SET PROBLEM: Copy all lines that contain the word "styles".

BEGIN PROVIDED MATERIAL

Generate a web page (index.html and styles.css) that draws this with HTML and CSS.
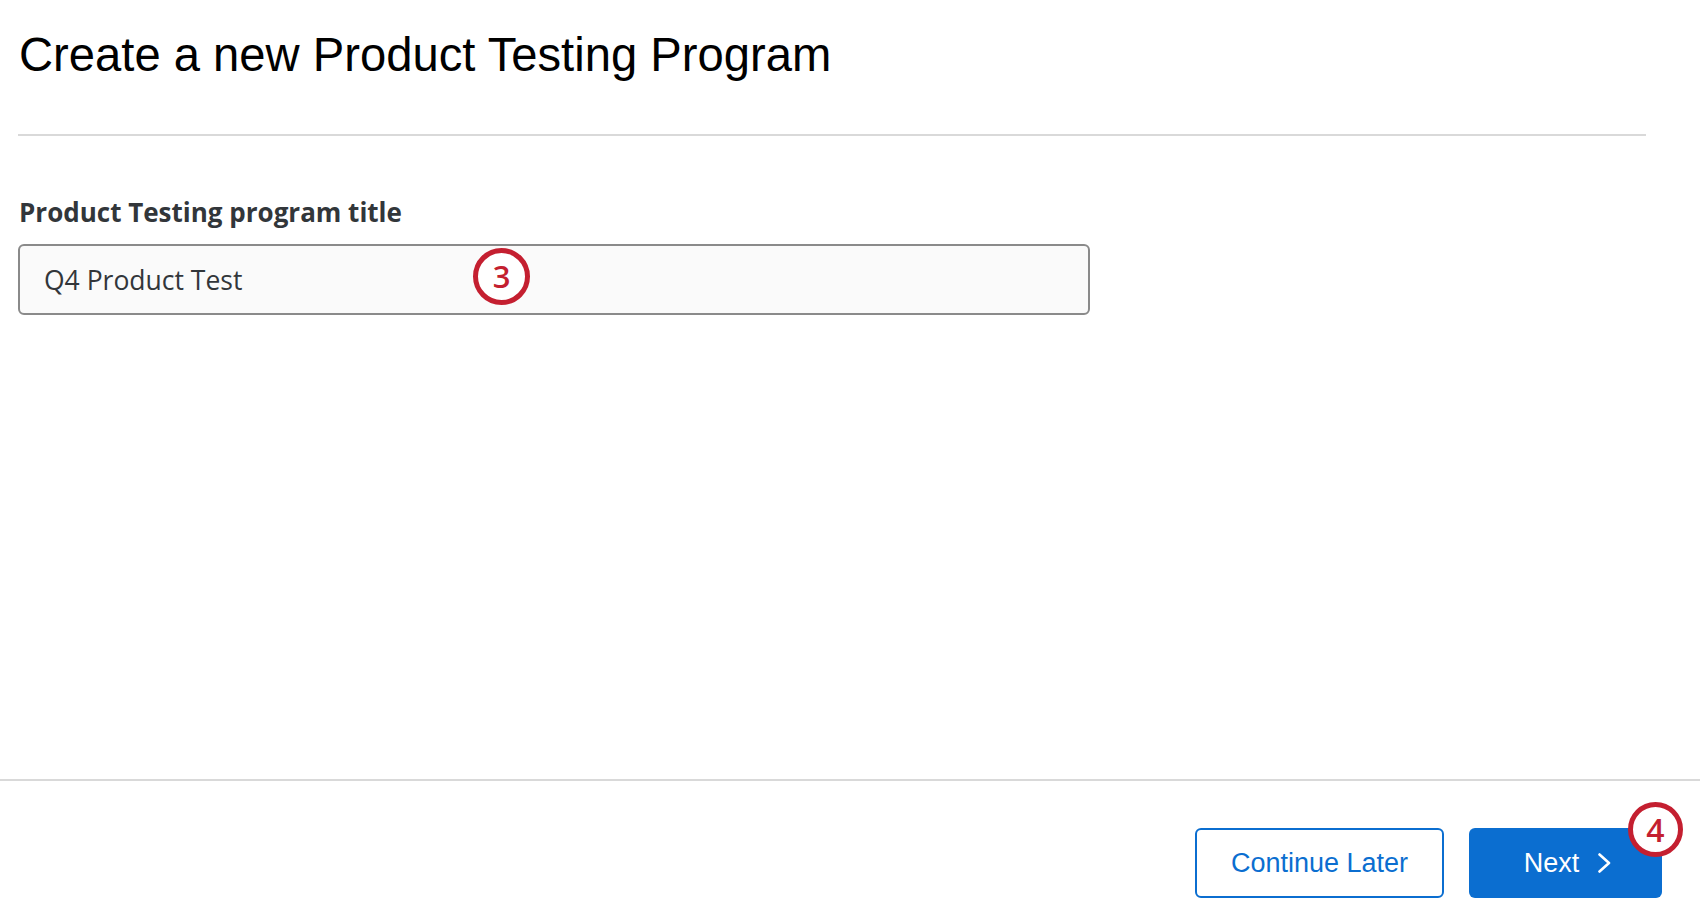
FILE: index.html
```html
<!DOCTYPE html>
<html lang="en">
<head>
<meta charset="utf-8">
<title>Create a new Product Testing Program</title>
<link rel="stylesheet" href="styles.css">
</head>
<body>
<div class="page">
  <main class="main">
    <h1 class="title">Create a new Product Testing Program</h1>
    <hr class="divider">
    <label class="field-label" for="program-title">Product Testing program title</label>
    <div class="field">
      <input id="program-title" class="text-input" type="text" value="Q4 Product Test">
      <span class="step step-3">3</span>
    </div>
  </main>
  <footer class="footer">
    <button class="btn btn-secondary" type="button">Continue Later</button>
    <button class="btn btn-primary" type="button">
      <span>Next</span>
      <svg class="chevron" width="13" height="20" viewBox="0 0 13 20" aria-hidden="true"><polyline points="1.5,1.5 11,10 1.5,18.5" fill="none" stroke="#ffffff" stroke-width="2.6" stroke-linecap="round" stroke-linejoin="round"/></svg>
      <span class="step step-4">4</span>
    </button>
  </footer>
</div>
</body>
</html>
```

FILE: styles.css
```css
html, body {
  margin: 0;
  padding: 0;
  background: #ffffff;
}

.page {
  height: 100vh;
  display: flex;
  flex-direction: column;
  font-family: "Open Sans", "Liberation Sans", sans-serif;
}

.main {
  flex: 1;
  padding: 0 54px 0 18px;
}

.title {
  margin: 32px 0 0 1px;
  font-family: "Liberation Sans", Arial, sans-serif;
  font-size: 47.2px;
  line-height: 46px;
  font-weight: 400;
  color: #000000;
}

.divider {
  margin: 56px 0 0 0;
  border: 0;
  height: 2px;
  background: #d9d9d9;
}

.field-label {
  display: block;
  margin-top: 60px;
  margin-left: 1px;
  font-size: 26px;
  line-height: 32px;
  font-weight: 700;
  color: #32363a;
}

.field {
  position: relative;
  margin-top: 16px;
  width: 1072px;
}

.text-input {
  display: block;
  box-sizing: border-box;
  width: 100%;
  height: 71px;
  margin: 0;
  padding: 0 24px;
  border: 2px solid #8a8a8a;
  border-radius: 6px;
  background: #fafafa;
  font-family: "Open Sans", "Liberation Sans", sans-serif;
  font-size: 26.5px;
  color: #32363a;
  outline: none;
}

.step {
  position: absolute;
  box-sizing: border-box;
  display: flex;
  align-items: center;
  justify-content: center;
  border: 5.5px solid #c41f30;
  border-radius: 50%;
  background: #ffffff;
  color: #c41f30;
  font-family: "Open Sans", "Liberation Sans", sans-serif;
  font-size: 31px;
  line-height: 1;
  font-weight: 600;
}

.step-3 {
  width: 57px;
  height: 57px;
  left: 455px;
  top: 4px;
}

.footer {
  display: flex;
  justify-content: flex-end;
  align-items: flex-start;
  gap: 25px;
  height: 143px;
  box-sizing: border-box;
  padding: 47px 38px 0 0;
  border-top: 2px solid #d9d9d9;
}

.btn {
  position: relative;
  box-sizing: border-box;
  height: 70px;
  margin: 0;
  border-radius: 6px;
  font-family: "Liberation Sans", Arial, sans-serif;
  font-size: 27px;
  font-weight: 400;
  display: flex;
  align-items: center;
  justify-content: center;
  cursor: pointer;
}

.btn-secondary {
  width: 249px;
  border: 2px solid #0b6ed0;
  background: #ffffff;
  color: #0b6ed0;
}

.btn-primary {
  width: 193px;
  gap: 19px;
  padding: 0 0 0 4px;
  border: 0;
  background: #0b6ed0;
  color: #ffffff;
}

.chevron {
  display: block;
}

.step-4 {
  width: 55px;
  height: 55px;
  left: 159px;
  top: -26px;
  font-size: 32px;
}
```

END PROVIDED MATERIAL

TASK ANSWER:
Generate a web page (index.html and styles.css) that draws this with HTML and CSS.
<link rel="stylesheet" href="styles.css">
FILE: styles.css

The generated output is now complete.